新房子全用水泥造面,双层的钢窗,父亲又用剩下的红砖在房前砌了女儿墙,几种图案的镂空。想来父亲还真是个很有才华的人。新房子建成后,我便很喜欢爬到房顶上,跨坐在房脊上,就那么看着别人家低矮的草房,享受着一种俯视的快乐和打屁股的哀嚎。
房前砌了女儿墙,房后修了直通院子大门的甬路,母亲在甬路两边种下了许多花草种。只记得有一种全是绿色的“抱团”(可能是这个名字,长出来就是一团绿叶),秋天到来以后,叶子上便挂满了露水,我每每早上起来便一头把脸扎进绿叶子里,抹上几下全当做洗脸。院子里的各色蔬菜也是硕果累累,深秋后储存在父亲挖的菜窖里便足够一家人一个冬天的消耗。
先是哥哥当兵,后是我在外求学,渐渐的,园子里的菜吃不完了,父亲总会用自行车驮了一些到镇上去卖。
“韭菜今天才八分钱一斤,辣椒也才一毛,真是不够功夫钱……”。
应季的蔬菜终归是卖不上好价钱的,渐渐的父亲也就任由它们烂在地里,再后来便不再种了,而是栽下几株苹果树 ,却不想果子也没人吃了。
随着父亲的去世,父亲亲手建的房子也似乎失去了生气。
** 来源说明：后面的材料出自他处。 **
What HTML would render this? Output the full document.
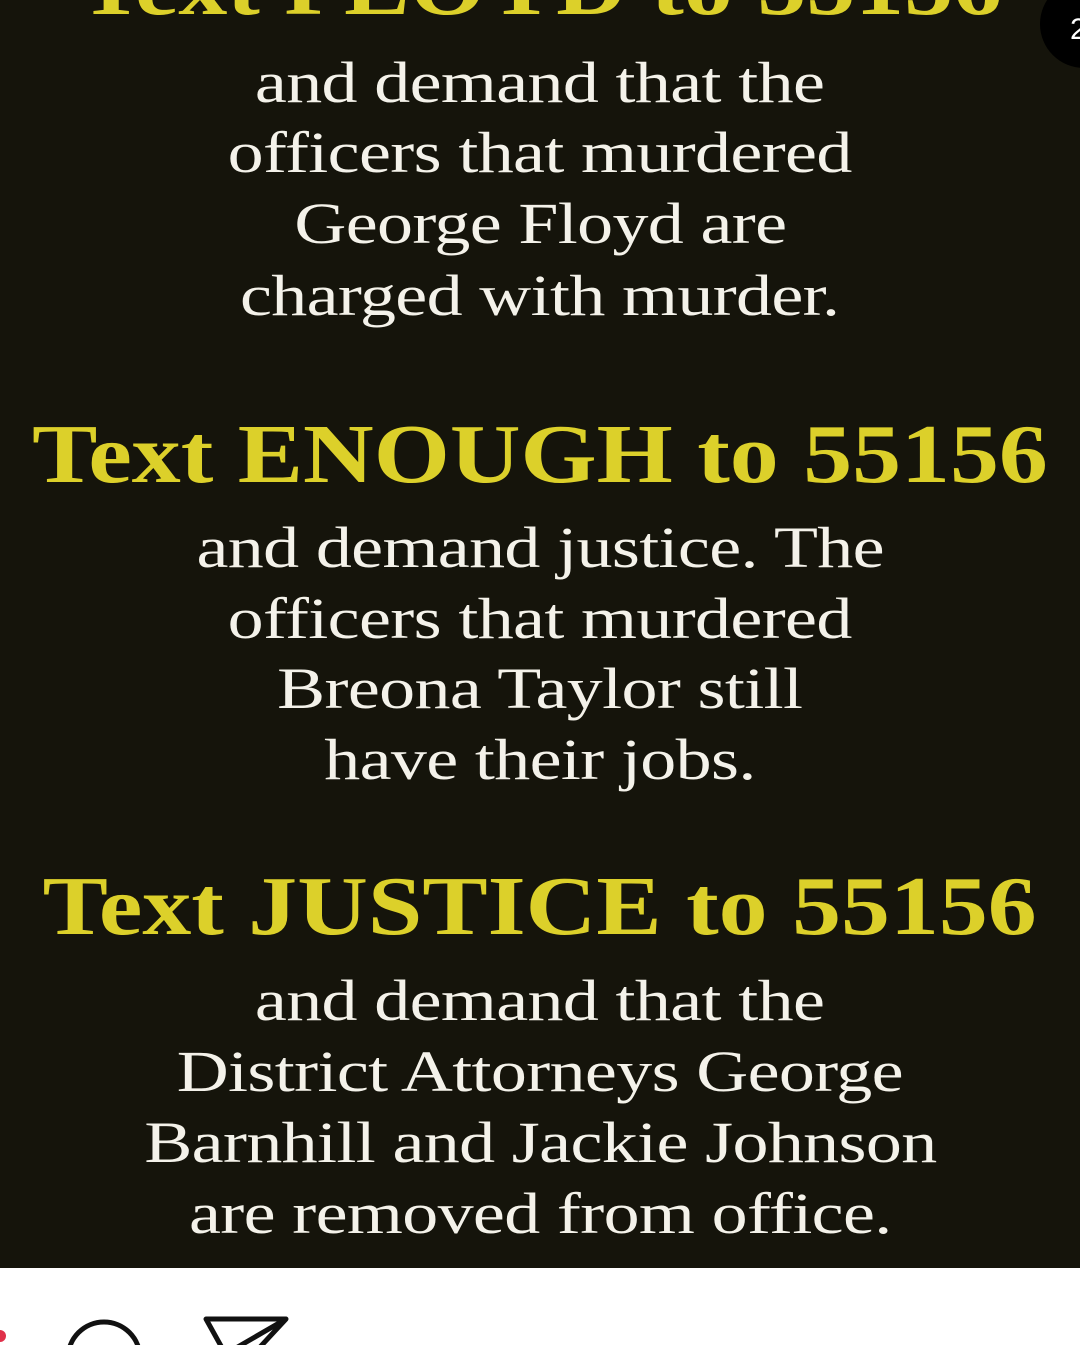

歪斜的女儿墙不再有人维修,甬路上的草也渐渐茂盛了起来,即便是树上的果子也任由它们落在树下烂掉。
现在的房子似乎已经没有了当年的模样,每次回故乡扫墓,提起原来生活玩耍的地方也开始称呼它“老房子”。
是啊,房子终归会随它的主人老去,最终化为尘土,化为故乡的一部分,看不见,摸不着,却又格外的清晰。